A ‘Social’ Tree
Our group is faced with the challenge of gathering scattered research on some two million known species, placing them and their associated data on a single evolutionary tree of life and then providing a way for new species to be added by researchers around the world. (hence the “Open” in our name). Traditional data storage and software are simply not up to the task. With any number of scientists and researchers contributing their work to the Open Tree, standardization is key. The largest existing evolutionary trees (for example the trees in Price et al, 2010) contain around 100,000 species. Creating a system to include twenty times that amount means redefining how and what types of data storage are used.
This is no simple task. For instance, what are the criteria that should be used to distinguish species? Is it genetic material? Is it a variation in certain features? For species that are extinct, like early mammals or dinosaurs, we don’t have enough genetic material to say for certain where those species fit in the tree. Does morphology (the animal’s form or shape) then come into play? Terminology must be standardized. One research team might store their data under one scientific name, while another might use a completely different one.

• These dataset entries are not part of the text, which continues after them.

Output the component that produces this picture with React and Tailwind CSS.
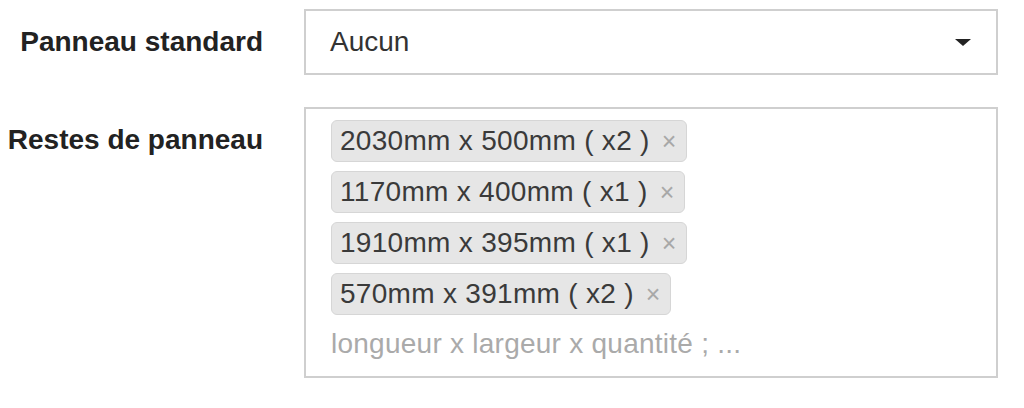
const remnants = [
  "2030mm x 500mm ( x2 )",
  "1170mm x 400mm ( x1 )",
  "1910mm x 395mm ( x1 )",
  "570mm x 391mm ( x2 )",
];

function Tag({ label }) {
  return (
    <div className="flex items-center h-[42px] pl-2 pr-[10px] rounded-md border-[1.5px] border-[#d6d6d6] bg-[#e6e6e6] text-[#3a3a3a] leading-[40px]">
      <span className="tracking-[0.3px]">{label}</span>
      <span className="ml-3 text-[25px] text-[#a8a8a8]">×</span>
    </div>
  );
}

export default function App() {
  return (
    <div
      className="w-[1024px] h-[408px] bg-white text-[28px]"
      style={{ fontFamily: '"Liberation Sans", Arial, sans-serif' }}
    >
      <div className="pt-[9px] grid grid-cols-[263px_694px] gap-x-[41px] gap-y-[32px]">
        {/* Panneau standard */}
        <div className="flex items-center justify-end font-bold text-[#222]">
          Panneau standard
        </div>
        <div className="h-[66px] flex items-center justify-between border-2 border-[#cfcfcf] pl-6 pr-6 text-[#333]">
          <span>Aucun</span>
          <svg width="16" height="7" viewBox="0 0 16 7" className="mr-[1px]">
            <path d="M0 0 L16 0 L8 7 Z" fill="#222" />
          </svg>
        </div>

        {/* Restes de panneau */}
        <div className="text-right font-bold text-[#222] leading-7 pt-[19px]">
          Restes de panneau
        </div>
        <div className="h-[271px] border-2 border-[#cfcfcf] pl-[25px] pt-[11px] flex flex-col items-start gap-[9px]">
          {remnants.map((r) => (
            <Tag key={r} label={r} />
          ))}
          <div className="leading-[40px] text-[#aaa] tracking-[0.25px]">
            longueur x largeur x quantité ; ...
          </div>
        </div>
      </div>
    </div>
  );
}
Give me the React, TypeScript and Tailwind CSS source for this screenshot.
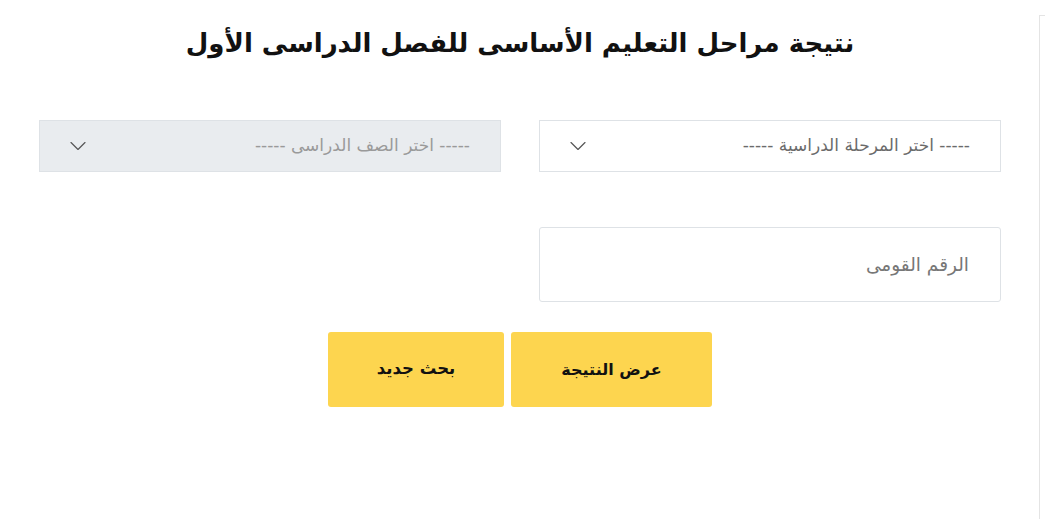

As we work to resolve these issues, a key factor in successfully assembling a comprehensive tree is finding unique and intuitive ways to illustrate relationships between the species. Rick Ree (Field Museum of Natural History, University of Chicago), Stephen Smith (University of Michigan), and Mark Holder (University of Kansas) from our group are using something called “graph database” technology to organize the big data associated with the tree.
A graph database can better highlight how one species is connected to another. Facebook and Twitter use them. Earlier forms of data storage were very limiting. For instance, if you wanted to store information about your very interesting friend “Linda,” you were restricted to the data fields provided, such as her email, phone number, address, interests, and the like. If you had another friend, “Dave,” his information would be limited to the same data fields, and isolated from Linda’s.
However, as we’ve seen in social media, there are new and exciting ways to store all sorts of data types – AND to connect them with each other. So now, not only can you access Dave and Linda’s information, you can see the relationships of your other friends to them and they can see their shared relationships, too.
This type of approach to data management is perfect for the Open Tree of Life. With some editing and specializing of the types of data stored, the nodes and relationships that worked so well in social media will now be able to store information about the different species. Looking up a species of bear will not just result in information about that bear, but also similar bear species, its most recent ancestor to those other species, and even connections to the very first bear species.
These big data methods also make it much easier for future species to be added to the tree. With over ten million species left to discover and identify, the ability to expand the Open Tree is critical. Graph database technology will allow researchers and scientists to make those changes easily, without compromising the rest of the tree.
So, the next time a floppy-hatted, specimen-touting researcher in the Amazon discovers a new insect species on their evening stroll, our hope is that she will be able to easily upload information on its evolutionary relationships to the Open Tree of Life where it will be integrated with its many relatives.